Each file size is around 25-30 GB. Our system RAM size is just 16GB. Doing joins with tmap. Talend is keeping all the reference data in physical memory. In my case, i cannot provide that much memory. Job fails due to out of memory. If i use join with temp disk option in tmap, job was dead slow.
Please help me with these questions.
Thanks
Upvotes: 1
Views: 2189
Reputation:
You can try out some changes in jobdefinition itself. Like:
-- Use Streaming -- Use Trimming for big stringdata. So transfer of unnecessary data will prevent. -- Use as connector OnSubjobOk instead OnComponentOk so the Garbage Collector has chance to freeing more data in time
Upvotes: 1
Reputation: 26
Talend process the Large amount of data very fast and in efficient manner.

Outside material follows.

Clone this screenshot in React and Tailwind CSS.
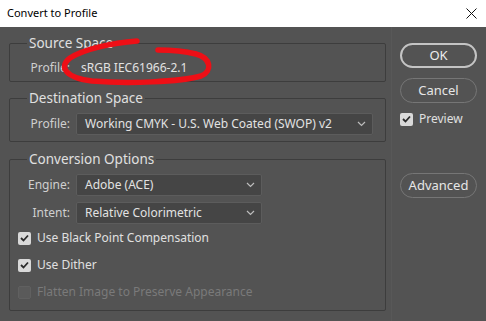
import React from "react";

const FONT = "font-['Noto_Sans',sans-serif]";

function Chevron() {
  return (
    <svg width="9" height="6" viewBox="0 0 9 6" className="shrink-0">
      <path d="M1 1 L4.5 4.5 L8 1" fill="none" stroke="#bdbdbd" strokeWidth="1.2" />
    </svg>
  );
}

function Select({ value, width }) {
  return (
    <div
      className={`${width} h-[22px] flex items-center justify-between pl-[8px] pr-[6px] bg-[#454545] border border-[#5c5c5c] rounded-[2px] text-[#e2e2e2]`}
    >
      <span className="whitespace-nowrap">{value}</span>
      <Chevron />
    </div>
  );
}

function Checkbox({ checked, disabled }) {
  if (disabled) {
    return <div className="w-[13px] h-[13px] rounded-[2px] bg-[#5a5a5a] border border-[#606060]" />;
  }
  return (
    <div className="w-[13px] h-[13px] rounded-[2px] bg-[#d9d9d9] flex items-center justify-center">
      {checked && (
        <svg width="9" height="8" viewBox="0 0 9 8">
          <path d="M1 4 L3.5 6.5 L8 1.5" fill="none" stroke="#2a2a2a" strokeWidth="1.8" />
        </svg>
      )}
    </div>
  );
}

function Group({ title, className, children }) {
  return (
    <div className={`relative border border-[#3d3d3d] rounded-[2px] ${className}`}>
      <span className="absolute left-[17px] top-[-10px] px-[2px] bg-[#535353] leading-[18px] text-[13.5px] text-[#e0e0e0]">
        {title}
      </span>
      {children}
    </div>
  );
}

function Row({ label, children }) {
  return (
    <div className="flex items-center">
      <span className="w-[66px] text-right pr-[6px] text-[#cfcfcf]">{label}</span>
      {children}
    </div>
  );
}

function CheckRow({ label, checked, disabled }) {
  return (
    <div className="h-[18px] flex items-center gap-[6px]">
      <Checkbox checked={checked} disabled={disabled} />
      <span className={disabled ? "text-[#7a7a7a]" : "text-[#e0e0e0]"}>{label}</span>
    </div>
  );
}

export default function App() {
  return (
    <div className={`w-[486px] h-[321px] ${FONT} text-[12px] select-none`}>
      <div className="h-[27px] bg-white flex items-center justify-between pl-[7px] pr-[9px] text-[11px] text-black">
        <span>Convert to Profile</span>
        <svg width="11" height="11" viewBox="0 0 11 11">
          <path d="M0.5 0.5 L10.5 10.5 M10.5 0.5 L0.5 10.5" stroke="#111" strokeWidth="1" />
        </svg>
      </div>

      <div className="relative h-[294px] bg-[#535353] flex">
        <div className="ml-[9px] w-[377px] flex flex-col">
          <Group title="Source Space" className="mt-[16px] h-[39px]">
            <div className="pt-[15px] h-full">
              <Row label="Profile:">
                <span className="ml-[5px] text-[#e2e2e2]">sRGB IEC61966-2.1</span>
              </Row>
            </div>
          </Group>

          <Group title="Destination Space" className="mt-[16px] h-[44px]">
            <div className="pt-[14px]">
              <Row label="Profile:">
                <Select value="Working CMYK - U.S. Web Coated (SWOP) v2" width="w-[297px]" />
              </Row>
            </div>
          </Group>

          <Group title="Conversion Options" className="mt-[17px] h-[152px]">
            <div className="pt-[14px] flex flex-col">
              <Row label="Engine:">
                <Select value="Adobe (ACE)" width="w-[186px]" />
              </Row>
              <div className="mt-[6px]">
                <Row label="Intent:">
                  <Select value="Relative Colorimetric" width="w-[186px]" />
                </Row>
              </div>
              <div className="mt-[5px] pl-[8px] flex flex-col gap-[9px]">
                <CheckRow label="Use Black Point Compensation" checked />
                <CheckRow label="Use Dither" checked />
                <CheckRow label="Flatten Image to Preserve Appearance" disabled />
              </div>
            </div>
          </Group>
        </div>

        <div className="ml-[5px] border-l border-[#585858] pl-[8px] flex flex-col pt-[16px]">
          <button className="w-[77px] h-[25px] rounded-full border-2 border-[#c4c4c4] text-[13px] text-[#ececec]">
            OK
          </button>
          <button className="mt-[10px] w-[77px] h-[25px] rounded-full border-[1.5px] border-[#767676] text-[13px] text-[#e6e6e6]">
            Cancel
          </button>
          <div className="mt-[7px] h-[18px] flex items-center gap-[6px]">
            <Checkbox checked />
            <span className="text-[#e0e0e0]">Preview</span>
          </div>
          <button className="mt-[45px] w-[77px] h-[25px] rounded-full border-[1.5px] border-[#767676] text-[13px] text-[#e6e6e6]">
            Advanced
          </button>
        </div>

        {/* red hand-drawn annotation */}
        <svg
          className="absolute left-0 top-[-27px] pointer-events-none"
          width="486"
          height="321"
          viewBox="0 0 486 321"
        >
          <path
            d="M137 41 C112 43 84 49 70 58 C58 67 66 78 92 81 C128 84 180 82 201 76 C213 71 211 58 196 54 C184 51 170 50 158 50"
            fill="none"
            stroke="#ee0f16"
            strokeWidth="5.5"
            strokeLinecap="round"
          />
        </svg>
      </div>
    </div>
  );
}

Its all depends on your knowledge about Talend Platforms.
Please consider the below comments as answers for your questions.
Q1.How Talend process the data larger than RAM size?

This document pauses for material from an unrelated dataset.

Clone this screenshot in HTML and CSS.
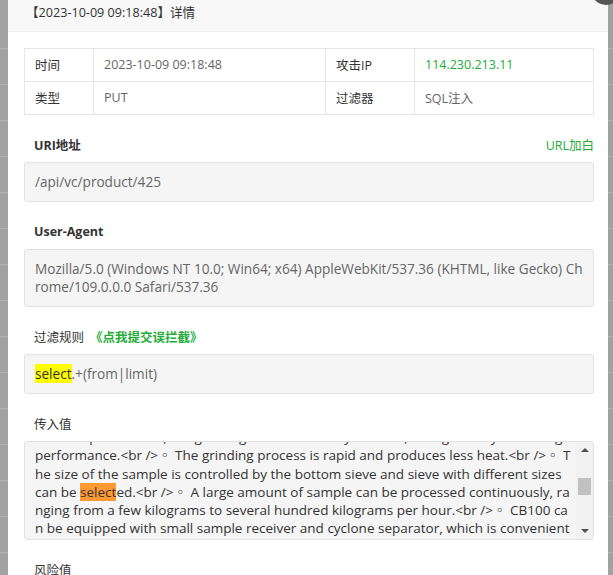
FILE: index.html
```html
<!DOCTYPE html>
<html lang="zh-CN">
<head>
    <meta charset="UTF-8">
    <title>拦截详情</title>
    <link rel="stylesheet" href="styles.css">
</head>
<body>
    <div class="layer">
        <span class="layer-close"></span>
        <div class="layer-title">【2023-10-09 09:18:48】详情</div>
        <div class="layer-content">
            <table class="info-table">
                <colgroup>
                    <col class="c1">
                    <col class="c2">
                    <col class="c3">
                    <col>
                </colgroup>
                <tr>
                    <td class="label">时间</td>
                    <td>2023-10-09 09:18:48</td>
                    <td class="label">攻击IP</td>
                    <td class="green">114.230.213.11</td>
                </tr>
                <tr>
                    <td class="label">类型</td>
                    <td>PUT</td>
                    <td class="label">过滤器</td>
                    <td>SQL注入</td>
                </tr>
            </table>

            <div class="field">
                <div class="field-label">
                    <b>URI地址</b>
                    <a class="green" href="#">URL加白</a>
                </div>
                <div class="field-box">/api/vc/product/425</div>
            </div>

            <div class="field">
                <div class="field-label"><b>User-Agent</b></div>
                <div class="field-box">Mozilla/5.0 (Windows NT 10.0; Win64; x64) AppleWebKit/537.36 (KHTML, like Gecko) Chrome/109.0.0.0 Safari/537.36</div>
            </div>

            <div class="field">
                <div class="field-label">
                    <span>过滤规则</span>
                    <a class="green strong" href="#">《点我提交误拦截》</a>
                </div>
                <div class="field-box"><span class="hl-yellow">select</span>.+(from|limit)</div>
            </div>

            <div class="field">
                <div class="field-label"><span>传入值</span></div>
                <div class="field-box scroll-box">
                    <div class="scroll-view">
                        <div class="scroll-text">
                            <div>uniform particle size, the grinding chamber is easy to clean, with good dry and wet grinding qualit</div>
                            <div>performance.&lt;br /&gt;◦ The grinding process is rapid and produces less heat.&lt;br /&gt;◦ T</div>
                            <div>he size of the sample is controlled by the bottom sieve and sieve with different sizes</div>
                            <div>can be <span class="hl-orange">select</span>ed.&lt;br /&gt;◦ A large amount of sample can be processed continuously, ra</div>
                            <div>nging from a few kilograms to several hundred kilograms per hour.&lt;br /&gt;◦ CB100 ca</div>
                            <div>n be equipped with small sample receiver and cyclone separator, which is convenient</div>
                            <div>for collecting the sample.</div>
                        </div>
                    </div>
                    <div class="scrollbar">
                        <span class="arrow-up"></span>
                        <span class="thumb"></span>
                        <span class="arrow-down"></span>
                    </div>
                </div>
            </div>

            <div class="field">
                <div class="field-label"><span>风险值</span></div>
                <div class="field-box">0</div>
            </div>
        </div>
    </div>
</body>
</html>
```

FILE: styles.css
```css
body {
    margin: 0;
    height: 575px;
    overflow: hidden;
    font-family: "Open Sans", "Noto Sans CJK SC", sans-serif;
    color: #333;
    background-color: #a2a2a2;
    background-image: repeating-linear-gradient(to bottom, transparent 0, transparent 35px, #b4b4b4 35px, #b4b4b4 36px);
    background-position: 0 13px;
}
.layer {
    position: relative;
    margin-left: 8px;
    width: 600px;
    min-height: 100%;
    background-color: #fff;
}
.layer-close {
    position: absolute;
    left: 583px;
    top: -25px;
    width: 30px;
    height: 30px;
    border-radius: 50%;
    background-color: #555;
}
.layer-title {
    height: 31px;
    line-height: 25px;
    padding-left: 18px;
    font-size: 12.6px;
    background-color: #f8f8f8;
    border-bottom: 1px solid #eee;
}
.layer-content {
    padding: 16px 14px 0 16px;
}
.info-table {
    width: 570px;
    border-collapse: collapse;
    table-layout: fixed;
    font-size: 12.5px;
}
.info-table .c1 {
    width: 69px;
}
.info-table .c2 {
    width: 232px;
}
.info-table .c3 {
    width: 89px;
}
.info-table td {
    height: 30px;
    padding: 0 10px 2px;
    border: 1px solid #e6e6e6;
    color: #666;
}
.info-table td.label {
    color: #333;
}
.info-table td.green, .green {
    color: #22ac38;
}
a {
    text-decoration: none;
}
.field {
    width: 570px;
    margin-top: 19px;
}
.field-label {
    display: flex;
    justify-content: space-between;
    align-items: center;
    height: 20px;
    padding-left: 10px;
    margin-bottom: 8px;
    font-size: 12.5px;
}
.field-label span {
    margin-right: 6px;
}
.field-label .green {
    margin-right: auto;
}
.field-label b + .green {
    margin-right: 0;
}
.field-label .strong {
    font-weight: bold;
}
.field-box {
    padding: 10px;
    line-height: 18px;
    font-size: 13.6px;
    color: #666;
    background-color: #f5f5f5;
    border: 1px solid #e2e2e2;
    border-radius: 3px;
    word-break: break-all;
}
.hl-yellow {
    color: #333;
    background-color: #ffff00;
}
.hl-orange {
    color: #333;
    background-color: #ff9933;
}
.scroll-box {
    display: flex;
    height: 97px;
    padding: 0 0 0 10px;
    overflow: hidden;
}
.scroll-view {
    flex: 1;
    overflow: hidden;
    padding-right: 4px;
}
.scroll-text {
    margin-top: -14px;
    line-height: 18.3px;
    font-size: 13.5px;
    color: #333;
    white-space: nowrap;
}
.scrollbar {
    position: relative;
    width: 17px;
    background-color: #f1f1f1;
}
.arrow-up, .arrow-down {
    position: absolute;
    left: 5px;
    width: 0;
    height: 0;
    border-left: 4px solid transparent;
    border-right: 4px solid transparent;
}
.arrow-up {
    top: 6px;
    border-bottom: 4px solid #505050;
}
.arrow-down {
    bottom: 6px;
    border-top: 4px solid #505050;
}
.thumb {
    position: absolute;
    left: 2px;
    right: 2px;
    top: 36px;
    height: 17px;
    background-color: #c1c1c1;
}
```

A. You can not use your entire RAM for Talend studio. Only a fraction of RAM can be used its almost half of your RAM.
For example:- With 8 GB of memory available on 64-bit system, the optimal settings can be: -vmargs
-Xms1024m
-Xmx4096m
-XX:MaxPermSize=512m
-Dfile.encoding=UTF-8
Now in your case either you have to increase your RAM with 100 GB
OR simply write the data on hard disk. For this you have to choose a Temp data directory for buffer components like- tMap, tBufferInputs, tAggregatedRow etc.
Q2. Pipeline parallelism is in place with talend? Am i missing anything in the code to accomplish that?

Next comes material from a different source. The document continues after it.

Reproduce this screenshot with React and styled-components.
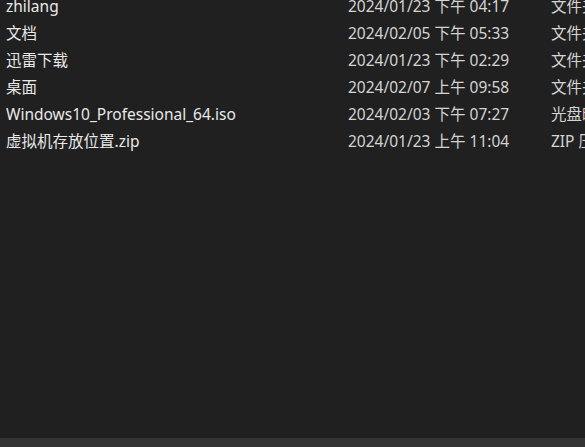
import styled, { createGlobalStyle } from "styled-components";

const GlobalStyle = createGlobalStyle`
  html, body {
    margin: 0;
    padding: 0;
    background: #202020;
    overflow: hidden;
  }
  #root {
    height: 447px;
  }
`;

const Window = styled.div`
  width: 585px;
  height: 447px;
  display: flex;
  flex-direction: column;
  background: #202020;
  overflow: hidden;
  font-family: "Noto Sans", "Noto Sans CJK SC", sans-serif;
  font-size: 15.5px;
  color: #e8e8e8;
`;

const List = styled.div`
  flex: 1;
  overflow: hidden;
`;

const Rows = styled.div`
  margin-top: -8px;
`;

const Row = styled.div`
  display: grid;
  grid-template-columns: 342px 203px 200px;
  height: 27px;
  align-items: center;
  padding-left: 6px;
  white-space: nowrap;
`;

const Cell = styled.div`
  overflow: hidden;
  color: ${(p) => (p.$muted ? "#d4d4d4" : "#e8e8e8")};
`;

const ScrollTrack = styled.div`
  height: 9px;
  background: #333333;
`;

const files = [
  { name: "zhilang", date: "2024/01/23 下午 04:17", type: "文件夹" },
  { name: "文档", date: "2024/02/05 下午 05:33", type: "文件夹" },
  { name: "迅雷下载", date: "2024/01/23 下午 02:29", type: "文件夹" },
  { name: "桌面", date: "2024/02/07 上午 09:58", type: "文件夹" },
  { name: "Windows10_Professional_64.iso", date: "2024/02/03 下午 07:27", type: "光盘映像文件" },
  { name: "虚拟机存放位置.zip", date: "2024/01/23 上午 11:04", type: "ZIP 压缩文件" },
];

export default function App() {
  return (
    <>
      <GlobalStyle />
      <Window>
        <List>
          <Rows>
            {files.map((f) => (
              <Row key={f.name}>
                <Cell>{f.name}</Cell>
                <Cell $muted>{f.date}</Cell>
                <Cell $muted>{f.type}</Cell>
              </Row>
            ))}
          </Rows>
        </List>
        <ScrollTrack />
      </Window>
    </>
  );
}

A. In Talend Studio, parallelization of data flows means to partition an input data flow of a Subjob into parallel processes and to simultaneously execute them, so as to gain better performance.
But this feature is available only on the condition that you have subscribed to one of the Talend Platform solutions.
When you have to develop a Job to process very huge data using Talend Studio, you can enable or disable the parallelization by one single click, and then the Studio automates the implementation across a given Job
Parallel Execution The implementation of the parallelization requires four key steps as explained as follows:
Partitioning (): In this step, the Studio splits the input records into a given number of threads.
Collecting (): In this step, the Studio collects the split threads and sends them to a given component for processing.
Departitioning (): In this step, the Studio groups the outputs of the parallel executions of the split threads.
Recollecting (): In this step, the Studio captures the grouped execution results and outputs them to a given component.
Q3. tuniq & Join operations was done in physical memory,causing the job to run dead slow. Disk option is available to handle these functionality, but it was too slow.
Q4. How performance can be improved without pushing the data to DB(ELT). Whether talend can handle huge data in millions.Need to handle this kind of data with lesser amount of RAM?
A 3&4. Here I will suggest you to insert the data directly into database using tOutputBulkExec. components and then you can apply these operation using ELT components on DB level.
Upvotes: 1